Como intuyó en su época Jean-Jacques Rousseau, el hombre
solo está completo en su humanidad si se libera intelectual, social y
políticamente de sus cadenas. Ahora bien, parafraseando a Jean-Jacques
Rousseau, aunque el hombre ha nacido libre en todas partes, hoy se encuentra
encadenado en casi todas partes. Observen un mapa del mundo: la democracia,
evidentemente imperfecta, coincide con la civilización occidental y sus zonas
de influencia, como Corea del Sur, Japón, Taiwán y algunos enclaves de África,
como Ghana o Zambia. ¿Significa esto que la democracia es occidental por
naturaleza? No, resulta que los occidentales llevan luchando por respirar ese
aire de libertad más tiempo y con más firmeza. El resultado de esta lucha aún
es incierto, como demuestra el éxito del autoritarismo, el fascismo y el
comunismo en la década de los años 30, y la tentación actual del liberalismo a
la Orban en Hungría y el trumpismo en Estados Unidos.

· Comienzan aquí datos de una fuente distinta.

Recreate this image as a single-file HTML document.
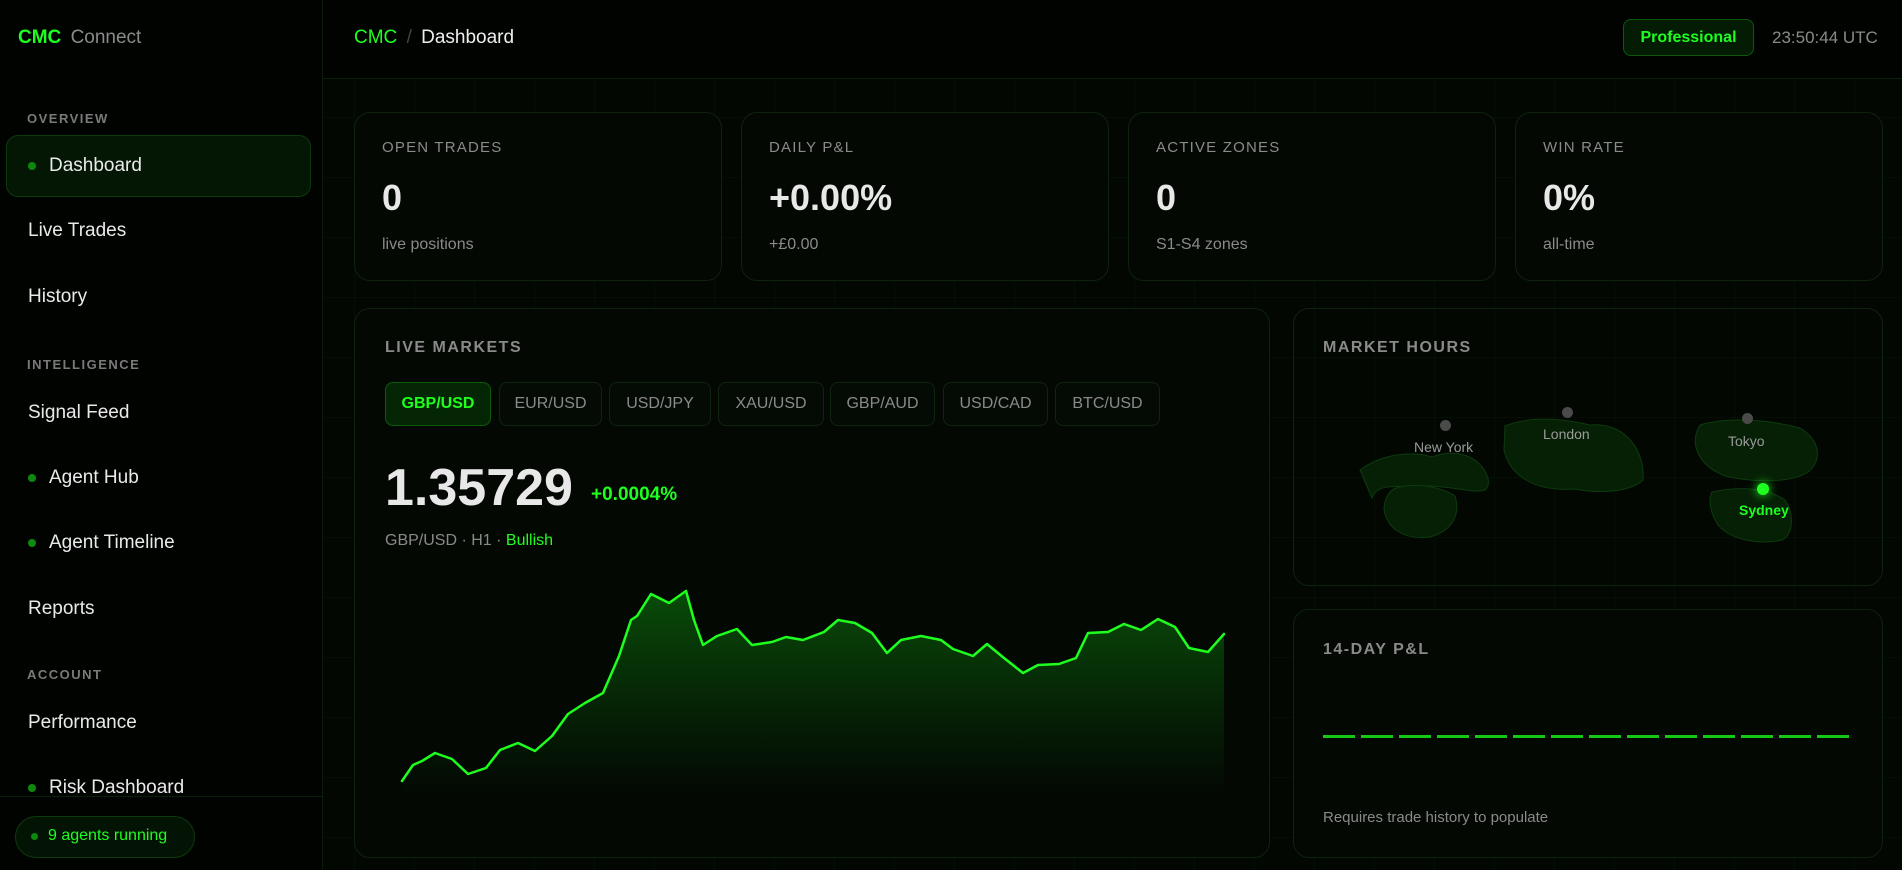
<!DOCTYPE html>
<html><head><meta charset="utf-8"><style>
*{box-sizing:border-box;margin:0;padding:0}
body{width:1902px;height:870px;overflow:hidden;background:#020502;font-family:"Liberation Sans",sans-serif;color:#e6e6e6;position:relative}
.side{position:absolute;left:0;top:0;width:323px;height:870px;background:#010301;border-right:1px solid #0c1a0c}
.main{position:absolute;left:323px;top:79px;width:1579px;height:791px;background-color:#020702;
background-image:linear-gradient(rgba(40,120,40,.06) 1px,transparent 1px),linear-gradient(90deg,rgba(40,120,40,.06) 1px,transparent 1px);
background-size:60px 60px;background-position:31px 38px}
.hdr{position:absolute;left:0;top:0;width:1902px;height:79px;border-bottom:1px solid #0c1f0c;background:#010301}
.a{position:absolute;white-space:nowrap}
.g{color:#1fff1f}
.sec{font-size:13px;font-weight:bold;letter-spacing:1.5px;color:#7a7a7a}
.nav{font-size:19px;color:#eaeaea}
.dot{position:absolute;width:8px;height:8px;border-radius:50%;background:#0d8a0d}
.card{position:absolute;background:#030803;border:1px solid #0e220e;border-radius:16px}
.lbl{font-size:15px;letter-spacing:1.2px;color:#8a8a8a}
.val{font-size:36px;font-weight:bold;color:#e8e8e8}
.sub{font-size:16px;color:#8a8a8a}
.tt{font-size:16px;font-weight:bold;letter-spacing:1.5px;color:#8a8a8a}
.tab{position:absolute;top:382px;height:44px;border:1px solid #102410;border-radius:8px;background:#040a04;font-size:16px;color:#8a8a8a;text-align:center;line-height:42px}
</style></head><body>
<div class="hdr"></div>
<div class="side"></div>
<div class="main"></div>

<div class="a" style="left:18px;top:27px;font-size:19px"><b class="g">CMC</b> <span style="color:#8a8a8a;margin-left:4px">Connect</span></div>
<div class="a" style="left:354px;top:27px;font-size:19px"><span class="g">CMC</span> <span style="color:#444;margin:0 4px">/</span> <span style="color:#eee">Dashboard</span></div>
<div class="a" style="left:1623px;top:19px;width:131px;height:37px;border:1px solid #0d5a0d;background:#031c03;border-radius:8px;color:#1fff1f;font-weight:bold;font-size:16px;text-align:center;line-height:35px">Professional</div>
<div class="a" style="left:1772px;top:28px;font-size:17px;color:#8a8a8a">23:50:44 UTC</div>

<div class="a sec" style="left:27px;top:111px">OVERVIEW</div>
<div class="a" style="left:6px;top:135px;width:305px;height:62px;background:#041704;border:1px solid #0c3a0c;border-radius:12px"></div>
<div class="dot" style="left:28px;top:162px"></div>
<div class="a nav g" style="left:49px;top:155px">Dashboard</div>
<div class="a nav" style="left:28px;top:220px">Live Trades</div>
<div class="a nav" style="left:28px;top:286px">History</div>
<div class="a sec" style="left:27px;top:357px">INTELLIGENCE</div>
<div class="a nav" style="left:28px;top:402px">Signal Feed</div>
<div class="dot" style="left:28px;top:474px"></div>
<div class="a nav" style="left:49px;top:467px">Agent Hub</div>
<div class="dot" style="left:28px;top:539px"></div>
<div class="a nav" style="left:49px;top:532px">Agent Timeline</div>
<div class="a nav" style="left:28px;top:598px">Reports</div>
<div class="a sec" style="left:27px;top:667px">ACCOUNT</div>
<div class="a nav" style="left:28px;top:712px">Performance</div>
<div class="dot" style="left:28px;top:784px"></div>
<div class="a nav" style="left:49px;top:777px">Risk Dashboard</div>
<div class="a" style="left:0;top:796px;width:322px;height:74px;background:#010301;border-top:1px solid #0c1f0c"></div>
<div class="a" style="left:15px;top:816px;width:180px;height:42px;border:1px solid #0c3a0c;background:#041404;border-radius:21px"></div>
<div class="dot" style="left:31px;top:833px;width:7px;height:7px"></div>
<div class="a g" style="left:48px;top:827px;font-size:16px">9 agents running</div>

<div class="card" style="left:354px;top:112px;width:368px;height:169px"></div>
<div class="card" style="left:741px;top:112px;width:368px;height:169px"></div>
<div class="card" style="left:1128px;top:112px;width:368px;height:169px"></div>
<div class="card" style="left:1515px;top:112px;width:368px;height:169px"></div>
<div class="a lbl" style="left:382px;top:139px">OPEN TRADES</div>
<div class="a val" style="left:382px;top:177px">0</div>
<div class="a sub" style="left:382px;top:236px">live positions</div>
<div class="a lbl" style="left:769px;top:139px">DAILY P&amp;L</div>
<div class="a val" style="left:769px;top:177px">+0.00%</div>
<div class="a sub" style="left:769px;top:236px">+£0.00</div>
<div class="a lbl" style="left:1156px;top:139px">ACTIVE ZONES</div>
<div class="a val" style="left:1156px;top:177px">0</div>
<div class="a sub" style="left:1156px;top:236px">S1-S4 zones</div>
<div class="a lbl" style="left:1543px;top:139px">WIN RATE</div>
<div class="a val" style="left:1543px;top:177px">0%</div>
<div class="a sub" style="left:1543px;top:236px">all-time</div>

<div class="card" style="left:354px;top:308px;width:916px;height:550px"></div>
<div class="a tt" style="left:385px;top:339px">LIVE MARKETS</div>
<div class="tab" style="left:385px;width:106px;background:#052605;border-color:#0d5a0d;color:#1fff1f;font-weight:bold">GBP/USD</div>
<div class="tab" style="left:499px;width:103px">EUR/USD</div>
<div class="tab" style="left:609px;width:102px">USD/JPY</div>
<div class="tab" style="left:718px;width:106px">XAU/USD</div>
<div class="tab" style="left:830px;width:105px">GBP/AUD</div>
<div class="tab" style="left:943px;width:105px">USD/CAD</div>
<div class="tab" style="left:1055px;width:105px">BTC/USD</div>
<div class="a" style="left:385px;top:458px;font-size:52px;font-weight:bold;color:#e8e8e8">1.35729</div>
<div class="a g" style="left:591px;top:484px;font-size:19px;font-weight:bold">+0.0004%</div>
<div class="a" style="left:385px;top:532px;font-size:16px;color:#8a8a8a">GBP/USD · H1 · <span class="g">Bullish</span></div>
<svg class="a" style="left:0;top:0" width="1902" height="870">
<defs><linearGradient id="f" gradientUnits="userSpaceOnUse" x1="0" y1="590" x2="0" y2="795"><stop offset="0" stop-color="#0b6a0b" stop-opacity=".7"/><stop offset="1" stop-color="#0b5a0b" stop-opacity="0"/></linearGradient></defs>
<path d="M402,781 L413,765 L422,761 L435,753 L452,759 L468,774 L486,768 L500,750 L518,743 L535,751 L552,736 L568,714 L585,703 L603,693 L619,656 L631,620 L637,616 L651,594 L669,603 L686,591 L694,620 L703,645 L717,636 L737,629 L752,645 L772,642 L786,637 L803,640 L824,632 L838,620 L855,623 L872,633 L887,653 L901,640 L921,636 L941,640 L953,649 L973,656 L987,644 L1004,658 L1023,673 L1038,665 L1059,664 L1076,658 L1088,633 L1108,632 L1124,624 L1141,630 L1158,619 L1175,627 L1189,648 L1208,652 L1224,634 L1224,795 L402,795 Z" fill="url(#f)"/>
<path d="M402,781 L413,765 L422,761 L435,753 L452,759 L468,774 L486,768 L500,750 L518,743 L535,751 L552,736 L568,714 L585,703 L603,693 L619,656 L631,620 L637,616 L651,594 L669,603 L686,591 L694,620 L703,645 L717,636 L737,629 L752,645 L772,642 L786,637 L803,640 L824,632 L838,620 L855,623 L872,633 L887,653 L901,640 L921,636 L941,640 L953,649 L973,656 L987,644 L1004,658 L1023,673 L1038,665 L1059,664 L1076,658 L1088,633 L1108,632 L1124,624 L1141,630 L1158,619 L1175,627 L1189,648 L1208,652 L1224,634" fill="none" stroke="#1fff1f" stroke-width="2.5" stroke-linejoin="round" stroke-linecap="round"/>
<g fill="#062006" stroke="#0e3a0e" stroke-width="1">
<path d="M1360,470 C1380,455 1410,450 1432,457 C1455,448 1480,455 1488,478 C1492,500 1470,488 1430,486 C1395,488 1378,482 1372,498 Z"/>
<path d="M1392,490 C1405,482 1440,485 1455,496 C1460,512 1455,530 1430,537 C1405,540 1388,530 1384,510 C1384,500 1388,494 1392,490 Z"/>
<path d="M1505,426 C1530,416 1560,418 1590,425 C1625,422 1645,450 1643,480 C1630,492 1600,494 1575,489 C1535,492 1510,476 1504,450 Z"/>
<path d="M1700,425 C1730,416 1770,420 1800,428 C1820,440 1823,460 1808,472 C1790,484 1750,482 1725,476 C1700,466 1688,445 1700,425 Z"/>
<path d="M1712,492 C1735,487 1765,486 1785,500 C1795,515 1793,535 1782,540 C1760,545 1730,540 1718,525 C1710,512 1708,500 1712,492 Z"/>
</g>
</svg>

<div class="card" style="left:1293px;top:308px;width:590px;height:278px;background:transparent"></div>
<div class="a tt" style="left:1323px;top:339px">MARKET HOURS</div>
<div class="dot" style="left:1440px;top:420px;width:11px;height:11px;background:#4a4a4a"></div>
<div class="dot" style="left:1562px;top:407px;width:11px;height:11px;background:#4a4a4a"></div>
<div class="dot" style="left:1742px;top:413px;width:11px;height:11px;background:#4a4a4a"></div>
<div class="dot" style="left:1757px;top:483px;width:12px;height:12px;background:#1fff1f;box-shadow:0 0 10px #1fff1f"></div>
<div class="a" style="left:1414px;top:439px;font-size:14px;color:#9a9a9a">New York</div>
<div class="a" style="left:1543px;top:426px;font-size:14px;color:#9a9a9a">London</div>
<div class="a" style="left:1728px;top:433px;font-size:14px;color:#9a9a9a">Tokyo</div>
<div class="a g" style="left:1739px;top:502px;font-size:14px;font-weight:bold">Sydney</div>

<div class="card" style="left:1293px;top:609px;width:590px;height:249px"></div>
<div class="a tt" style="left:1323px;top:641px">14-DAY P&amp;L</div>
<div class="a" style="left:1323px;top:735px;width:530px;height:3px;background:repeating-linear-gradient(90deg,#17c717 0 32px,transparent 32px 38px)"></div>
<div class="a" style="left:1323px;top:809px;font-size:15px;color:#8a8a8a">Requires trade history to populate</div>
</body></html>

La democracia, por lo tanto, es siempre, y a la vez, una
aspiración natural y una lucha incesante contra la autocracia, una lucha entre
el civismo y la violencia. Desde la Revolución Francesa hasta la Constitución
de Cádiz, pasando por las revueltas en Ucrania, Taiwán o Corea del Sur, los
pueblos nunca han adquirido la democracia, sino que la han exigido. De ahí la
importancia decisiva –volveré sobre esto– de los dos enfrentamientos en curso
con los despotismos chino y ruso: lo que está en juego es la democracia, no los
territorios.
Por si acaso, podemos añadir los conflictos de baja
intensidad que se desarrollan actualmente entre autócratas y demócratas en
Egipto y Túnez para demostrar, si fuera necesario, que la democracia es una
aspiración universal, inscrita en la naturaleza humana, pero no una
civilización ni una religión.
En consecuencia, si los occidentales cedieran ante
Vladímir Putin en Ucrania y ante Xi Jinping en Taiwán, no solo traicionarían a
los pueblos ucraniano y taiwanés, sino que también negarían el carácter
universal de su propia democracia y además admitirían implícitamente que la
autocracia vale tanto como la democracia. Rendirse en estos dos frentes nos
incitaría, sin duda alguna, a negar el carácter natural de la libertad en otros
lugares y, por lo tanto, aquí, a pasar del universalismo al relativismo, y a
aceptar una equivalencia moral entre el derecho y la fuerza. Por eso, los
demócratas y sus aliados, en Ucrania y en Taiwán, no deben, no pueden, ceder;
abandonar Taiwán y Ucrania sería una forma de suicidio intelectual y moral
incluso más que militar o económico.
¿Comprenden bien los pueblos occidentales la naturaleza
de estos conflictos? ¿No están hoy más preocupados por el precio de la gasolina
y el riesgo de tener que abrigarse este invierno más de lo habitual?
Creo que es hora de explicar más claramente por qué
luchamos, hoy lejos, pero mañana en casa si abandonamos nuestros compromisos.
No nos engañemos: toda democracia oculta en su interior algún autócrata al
acecho de nuestra menor debilidad; toda democracia mantiene en sus oscuros
recovecos sus Orban y sus Trump. Los toleramos, porque somos democracias. Esta
tolerancia es tanto nuestro honor como nuestra fragilidad.